Basra’s recent protests have not been echoed in the Sunni provinces, many of which have been destroyed in the course of the numerous military battles from 2003 and the war against the Islamic State in Mosul. As pointed out by the researcher Safaa Khalaf, their millions of inhabitants, either living in camps or in terrible conditions fear the stigmatisation of being associated with ‘terrorism’ or members of the Islamic State and state repression. Additionally, the protest movement has not been followed in Iraqi Kurdistan despite the economic crisis in which it is plunged. In its structure, demands and reach, the movement represents a shift from ‘recognition politics’ that is associated with the system backed by the political elite to redistribution politics. Basra’s dramatic social, economic and sanitary crisis epitomised the structural dysfunction of the post-2003 Iraqi political system depriving its citizen from its very rich oil resources.

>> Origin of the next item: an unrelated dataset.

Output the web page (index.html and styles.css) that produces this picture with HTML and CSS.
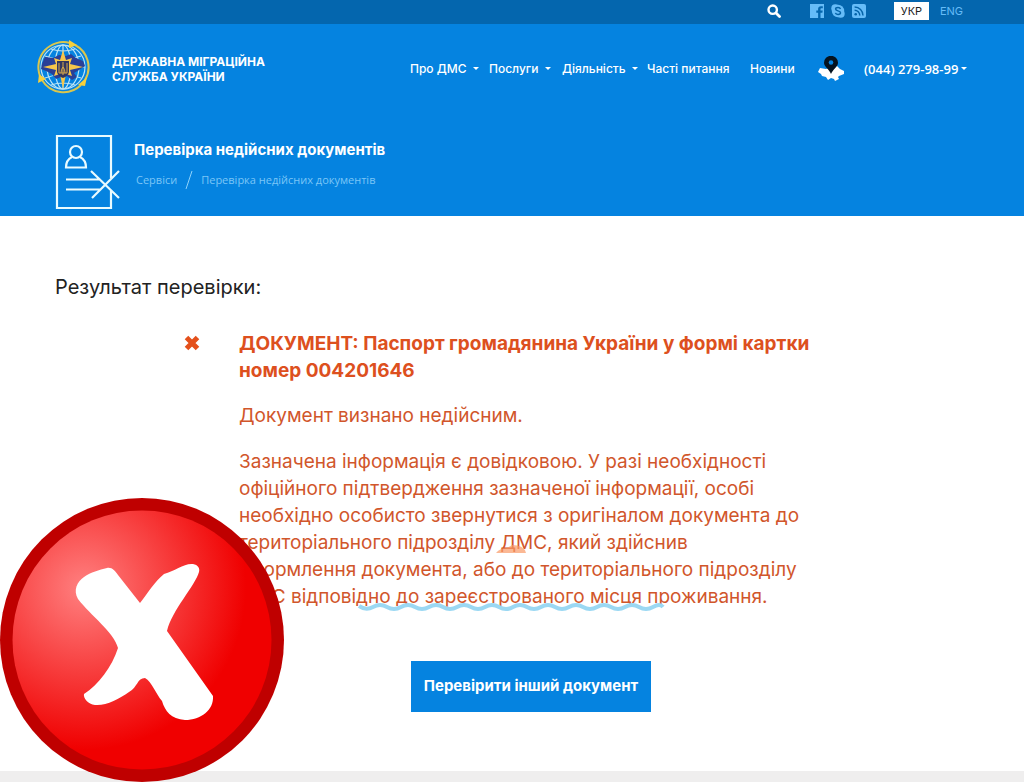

If the 2015 movement could be deemed as characteristic of a ‘new civil society’, the specificities of the Iraqi context structured by political and sectarian violence make the rejection of identity politics, especially sectarian identity and religion, central. For Iraqi protesters,  individual freedom, especially the freedom not to belong to a religious and sectarian group is considered as essential as economic equality. The madaniyya claimed by Iraqi youth is not only the ‘post-Islamist’ moment spreading throughout the region over the last decade. Instead, it is characterised by the traumatic experience of sectarian violence that the invasion of the Islamic State only further exacerbated. Thus, for Iraqi youth being free to not believe in religion or belong to a sect is as important as being free from poverty: both are lived as matters of life and death.